WEEK 9 JOURNAL: BIG-OH OF POLYNOMIALS

    This week we talked about how to prove 7n^6 - 5n^4 + 2n^3 ∈ O(6n^8 - 4n^5 + n^2). To solve this problem, we first need to find the relationship between these two functions. We find that 6n^8 - 4n^5 + n^2 >= 6n^8 - 4n^5 >= 6n^8 - 4n^8 = 2n^8 since n is a nature number. Then, we can also find that 7n^6 + 2n^6 = 9n^6 >= 7n^6 + 2n^3 >= 7n^6 + 2n^3 - 5n^4. Therefore, our task now is to make some connections between 9n^6 and 2n^8. We need to make the constant the same and the number to the power of n to be different so that we can judge which one is bigger. Therefore, we choose our c = 9/2, and c * 2n^8 = 9n^8 >= 9n^6. Therefore, (6n^8 - 4n^5 + n^2) is always bigger than or equals to (7n^6 - 5n^4 + 2n^3) when c = 9/2. The hard point in this problem is that we need to pick a c that can connect both functions together.
 
    I remember that the test question 2 is a little bit similar to this question. In question 2, we need to find a "d" to make the negation of the statement to be true. Since "∃ d", this d must be unique and cannot be a universal number. The principle we judge whether a number is unique or not is that whether this number we choose can connect the antecedent and the consequent together. How to choose a unique number is quite hard sometimes, and we need to keep on practising.
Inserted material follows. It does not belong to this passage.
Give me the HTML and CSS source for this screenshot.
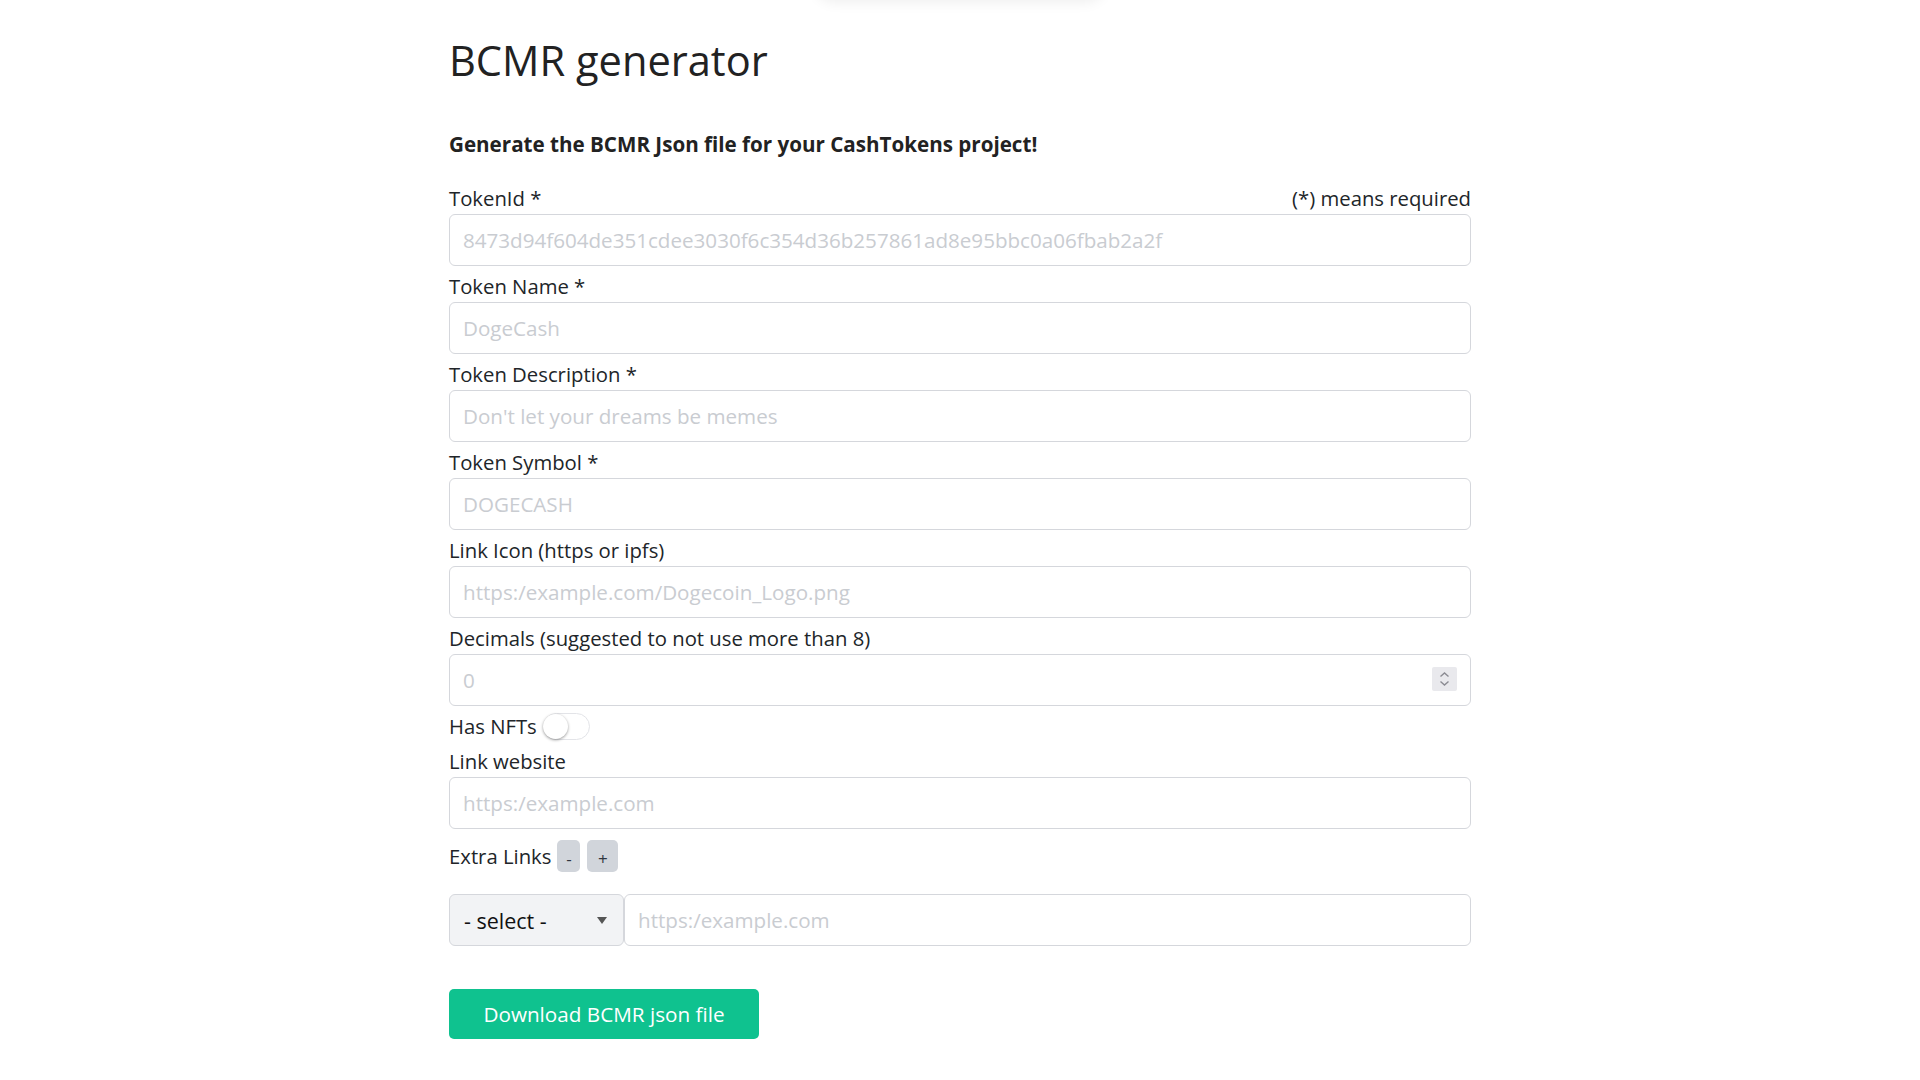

WEEK 8 JOURNAL: BIG O PROBLEMS

    This week, we we talked about the formal definition of O and Ω, and we learned how to prove a function is in O. The definition for O is that ∃c∈ℝ+,∃b∈ℕ,∀n∈ℕ,n≥b => f(n) ≤ cg(n). This definition means that after a break point "b", f is always smaller than g. Conversely, Ω means that after the break point "b", f is always bigger than Ω. Therefore the definition of Ω is that ∃c∈ℝ+,∃b∈ℕ,∀n∈ℕ,n≥b => f(n) ≥ cg(n).
    To prove a function is in O, we need to find a suitable c such that f(n) ≤ cg(n). For example, in class we talked about how to prove the worst case complexity of insertion sort is in O(n^2). To solve this question, we can pick n = 10 then Wis = (3/2)n^2 + (9/2)n - 4 ≤ 10n^2. Next, we pick a b ≤ 10. Therefore, we proved that Wis is in O.